AtDtDA(28): A Heavenwide Blast of Light
kelber at mindspring.com
kelber at mindspring.com
Mon Mar 10 14:35:57 CDT 2008
-----Original Message-----
>From: robinlandseadel at comcast.net
>
> He had entered a state of total attention to no object he
> could see or sense, or eventually even imagine in any
> interior way, while Prance was all but hysterical.
> AtD, 782
>
>
>Lord of Light. Look up the references to Avalokiteshvara, the very soul
>of compassion. And, as furthur events in the novel transpire,
>compassion as a force, as a different path, emerges as a major
>theme. Did you think that all this Buddhism landed in the novel by
>accident? And here, as elsewhere, Pynchon underlines the paradox
>of revelation/illumination---the representation of Kit's illumination [he
>was in Shambhala, the Lord (over lunch) proves it to Kit by showing him
>the postage stamps he's collected from Shambhala. Of course they exist,
>the Lord showed them to Kit, didn't he?]
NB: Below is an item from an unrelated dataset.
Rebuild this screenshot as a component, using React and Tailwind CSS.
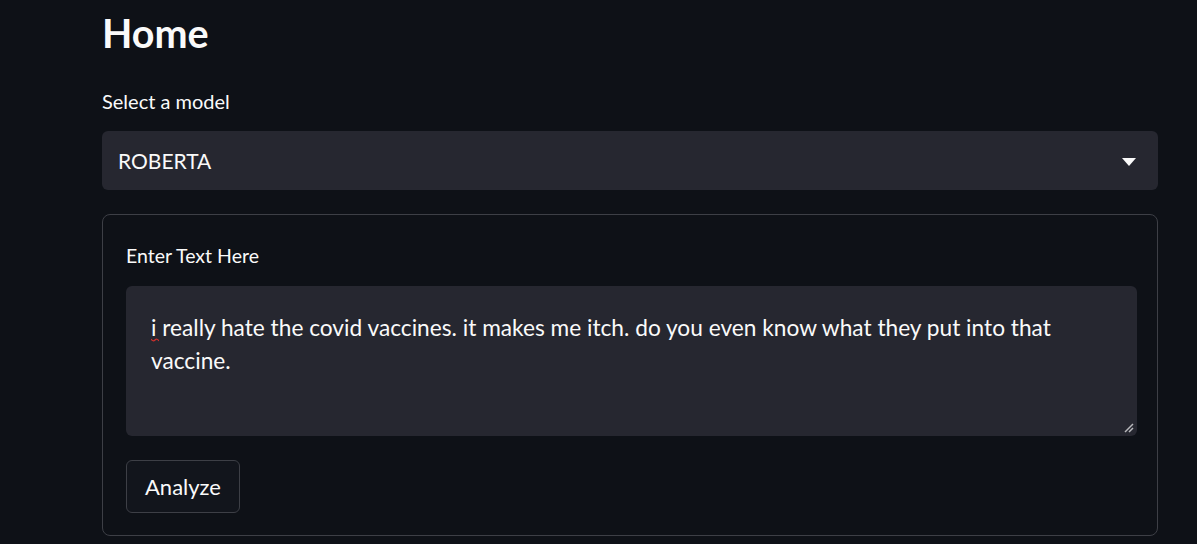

Kit seems to be in the same sort of "state of grace" that Lew was in, back on p. 42:
"He understood that things were exactly what they were. It seemed more than he could bear."
Lew had been unaccountably separated from his past, which he no longer remembered. In ATD, Padzhitnoff (or is it Bezumyoff?) wonders if the Tunguska event is some sort of extemporal event: "'This was an artifact of repeated visits from the future.'" (p. 782)
In both cases, some sort of disruption of the time dimension allowed objects to be observed as they really are or in some mystical way. Kind of the spiritual equivalent of pinning down a butterfly for observation. Robin, or anyone: is there a Buddhist concept of time freezing or being distorted as a means to illumination?